Reviews for the 5th installment of the Outlander series are decidedly mixed. There are those that loved it (as did I) and those that hated. Others, in the middle, appreciated the story but thought it was hundreds of pages too long. I understand that mix of emotions. The first 164 pages encompass one day – the scheduled wedding day of Briana/Roger and Jocasta/Duncan at River Run. So much happens that you do have to remind yourself that we are still only talking about one day. It worked for me. I could imagine the hectic nature of the day with everything that needed to be done. And, yes, I even enjoyed the descriptions of changing diapers (who doesn’t want to learn how diapers are changed in the 1700s?) While there is a good bit of detail in the writing, ALOT happens through the course of the novel. No spoilers so I’ll have to be careful but none of the major characters are untouched. Each experience major life events. They are heart-wrenching, moving, surprising and more. At this point in the series we feel that we know these characters personally and we hurt when they hurt. DG creates tension in almost every scene. You can feel that something is about to happen so your heart races while you are clenching your teeth waiting for the reveal. I had quite the headache when I finished The Fiery Cross but it was so worth it.

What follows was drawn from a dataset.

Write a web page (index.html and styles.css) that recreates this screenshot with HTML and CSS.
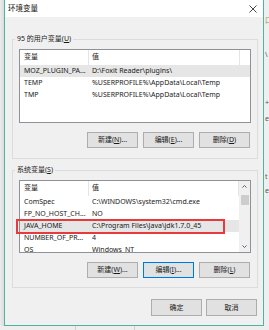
FILE: index.html
```html
<!DOCTYPE html>
<html lang="zh-CN">
<head>
<meta charset="utf-8">
<title>环境变量</title>
<link rel="stylesheet" href="styles.css">
</head>
<body>
<div class="desk">
  <div class="gutter-l"></div>
  <div class="window">
    <div class="titlebar">
      <span class="title">环境变量</span>
      <svg class="close" width="8" height="8" viewBox="0 0 8 8"><path d="M0.5 0.5 L7.5 7.5 M7.5 0.5 L0.5 7.5" stroke="#333" stroke-width="0.9" fill="none"/></svg>
    </div>
    <div class="client">
      <fieldset class="group g1">
        <legend>95 的用户变量(<u>U</u>)</legend>
        <div class="list l1">
          <div class="hdr cols3"><span class="c1">变量</span><span class="c2">值</span><span class="c3"></span></div>
          <div class="row cols3 sel"><span class="c1">MOZ_PLUGIN_PA...</span><span class="c2">D:\Foxit Reader\plugins\</span></div>
          <div class="row cols3"><span class="c1">TEMP</span><span class="c2">%USERPROFILE%\AppData\Local\Temp</span></div>
          <div class="row cols3"><span class="c1">TMP</span><span class="c2">%USERPROFILE%\AppData\Local\Temp</span></div>
        </div>
        <div class="btns">
          <button class="btn">新建(<u>N</u>)...</button>
          <button class="btn">编辑(<u>E</u>)...</button>
          <button class="btn">删除(<u>D</u>)</button>
        </div>
      </fieldset>
      <fieldset class="group g2">
        <legend>系统变量(<u>S</u>)</legend>
        <div class="list l2">
          <div class="pane">
            <div class="hdr cols2"><span class="c1">变量</span><span class="c2">值</span></div>
            <div class="row cols2"><span class="c1">ComSpec</span><span class="c2">C:\WINDOWS\system32\cmd.exe</span></div>
            <div class="row cols2"><span class="c1">FP_NO_HOST_CH...</span><span class="c2">NO</span></div>
            <div class="row cols2 sel"><span class="c1">JAVA_HOME</span><span class="c2">C:\Program Files\Java\jdk1.7.0_45</span></div>
            <div class="row cols2"><span class="c1">NUMBER_OF_PR...</span><span class="c2">4</span></div>
            <div class="row cols2"><span class="c1">OS</span><span class="c2">Windows_NT</span></div>
          </div>
          <div class="vscroll">
            <svg class="arrow" width="11" height="11" viewBox="0 0 11 11"><path d="M3.5 6.5 L5.5 4.5 L7.5 6.5" stroke="#606060" stroke-width="1" fill="none"/></svg>
            <div class="thumb"></div>
            <div class="track"></div>
            <svg class="arrow" width="11" height="11" viewBox="0 0 11 11"><path d="M3.5 4.5 L5.5 6.5 L7.5 4.5" stroke="#606060" stroke-width="1" fill="none"/></svg>
          </div>
          <div class="mark"></div>
        </div>
        <div class="btns">
          <button class="btn">新建(<u>W</u>)...</button>
          <button class="btn focus">编辑(<u>I</u>)...</button>
          <button class="btn">删除(<u>L</u>)</button>
        </div>
      </fieldset>
      <div class="dlg-btns">
        <button class="btn">确定</button>
        <button class="btn">取消</button>
      </div>
    </div>
  </div>
  <div class="gutter-r">
    <span class="frag f1">口</span>
    <span class="frag f2">\</span>
    <span class="frag f3">+</span>
    <span class="frag f4">e</span>
    <span class="frag f5">t</span>
    <span class="frag f6">e</span>
  </div>
</div>
<div class="bottom-strip">
  <span class="vline v1"></span>
  <span class="vline v2"></span>
</div>
</body>
</html>
```

FILE: styles.css
```css
html, body {
  margin: 0;
  padding: 0;
}
body {
  width: 269px;
  height: 330px;
  overflow: hidden;
  background: #e9e9e9;
  font-family: "Noto Sans", "Noto Sans CJK SC", sans-serif;
  font-size: 7px;
  color: #1a1a1a;
}
.desk {
  display: flex;
  height: 326px;
}
.gutter-l {
  width: 4px;
  background: linear-gradient(to right, #ececec, #dcdcdc);
}
.window {
  width: 258px;
  border: 1px solid #4fb3a1;
  border-top: none;
  display: flex;
  flex-direction: column;
  background: #f0f0f0;
}
.titlebar {
  height: 17px;
  background: #ffffff;
  display: flex;
  align-items: center;
  justify-content: space-between;
  padding: 0 6px 0 3px;
}
.title {
  font-size: 7.5px;
  color: #111;
  line-height: 17px;
}
.close {
  display: block;
}
.client {
  flex: 1;
  padding: 0 5px 0 7px;
  display: flex;
  flex-direction: column;
}
.group {
  margin: 0;
  border: 1px solid #dcdcdc;
  padding: 5px 6px 10px 6px;
  min-width: 0;
}
.g1 {
  margin-top: 17px;
}
.g2 {
  margin-top: 6px;
  padding-bottom: 9px;
}
.group legend {
  padding: 0 2px;
  margin-left: -4px;
  line-height: 10px;
  font-size: 7px;
  color: #1a1a1a;
}
.list {
  background: #ffffff;
  border: 1px solid #8e9196;
}
.l1 {
  height: 72px;
}
.l2 {
  height: 71px;
  display: flex;
  position: relative;
}
.pane {
  width: 219px;
  overflow: hidden;
}
.hdr, .row {
  display: grid;
  white-space: nowrap;
}
.cols3 {
  grid-template-columns: 69px 151px 10px;
}
.cols2 {
  grid-template-columns: 69px 150px;
}
.hdr {
  height: 15px;
  line-height: 14px;
}
.hdr span {
  border-right: 1px solid #e5e5e5;
}
.hdr .c3 {
  border-right: none;
}
.row {
  height: 12px;
  line-height: 12px;
}
.row span {
  overflow: hidden;
}
.c1 {
  padding-left: 4px;
}
.c2 {
  padding-left: 3px;
}
.sel {
  background: #e6e6e6;
}
.vscroll {
  width: 11px;
  background: #f0f0f0;
  display: flex;
  flex-direction: column;
  align-items: center;
}
.arrow {
  display: block;
  flex: none;
}
.thumb {
  width: 8px;
  height: 10px;
  margin-top: 3px;
  background: #cdcdcd;
  flex: none;
}
.track {
  flex: 1;
}
.mark {
  position: absolute;
  left: -4px;
  top: 38px;
  width: 205px;
  height: 11px;
  border: 2px solid #e8393b;
}
.btns {
  display: flex;
  justify-content: flex-end;
  gap: 5px;
  margin-top: 9px;
  padding-right: 1px;
}
.btn {
  width: 51px;
  height: 16px;
  padding: 0;
  margin: 0;
  background: #e1e1e1;
  border: 1px solid #adadad;
  font-family: "Noto Sans", "Noto Sans CJK SC", sans-serif;
  font-size: 7px;
  color: #1a1a1a;
  line-height: 14px;
  text-align: center;
}
.btn.focus {
  border-color: #0078d7;
  box-shadow: inset 0 0 0 1px #cfe3f5;
}
.dlg-btns {
  display: flex;
  justify-content: flex-end;
  gap: 4px;
  margin-top: 11px;
  padding-right: 1px;
}
.dlg-btns .btn {
  height: 17px;
}
.gutter-r {
  flex: 1;
  background: #efefef;
  display: flex;
  flex-direction: column;
  overflow: hidden;
  color: #555;
  font-size: 7px;
  line-height: 8px;
}
.frag {
  display: block;
  padding-left: 1px;
}
.f1 { margin-top: 17px; color: #9a8a40; }
.f2 { margin-top: 26px; }
.f3 { margin-top: 40px; }
.f4 { margin-top: 8px; }
.f5 { margin-top: 50px; }
.f6 { margin-top: 6px; }
.bottom-strip {
  height: 4px;
  background: #eeeeee;
  display: flex;
}
.vline {
  display: block;
  width: 1px;
  background: #cfcfcf;
}
.v1 { margin-left: 75px; }
.v2 { margin-left: 58px; }
```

I grew up in South Carolina and spent a decent amount of time in North Carolina. How did I not know about the War of the Regulation (as some called it) or the Regulators? I have since researched a little and am surprised that our American and / or South Carolina history classes didn’t cover this precursor to the American Revolution. There was a sense of deja vu when reading – the Regulators are protesting taxation and government interference. Hundreds of years and we are still having the same problems. Maybe one day we will figure it out.
We find out that both Jamie and Roger are Masons. I have to admit that this made me laugh a little. My father is a Mason (I don’t know if I’m supposed to tell you that or if it’s a secret) and it always drove my Mother a little crazy that she didn’t know what they did at the meetings. You know, they probably all get together and smoke cigars while drinking Scotch but it’s become some mystical society that is full of secrets.
Laoghaire, I really, really do not like you. She is a very minor character in The Fiery Cross (thank goodness!) and I have a theory about her secret. Even though I wish she were no longer a part of their lives, I do hope to find out if I am right.
Each time I start an Outlander novel, I realize that I “think” with a Scottish dialect in my day-to-day life now. It’s verra strange and I willna say it out loud but it’s a part of me, ye ken. Dinna fash.
I have two more to read before the next installment is published in March 2014. Trying to hold out for a few months to stretch the time so that I don’t feel empty without a Jamie and Claire fix. Well, I guess I could always reread Outlander to get ready for the Starz series that also premieres next year.
5/5 stars and, yes, I may be in need of an Outlander intervention.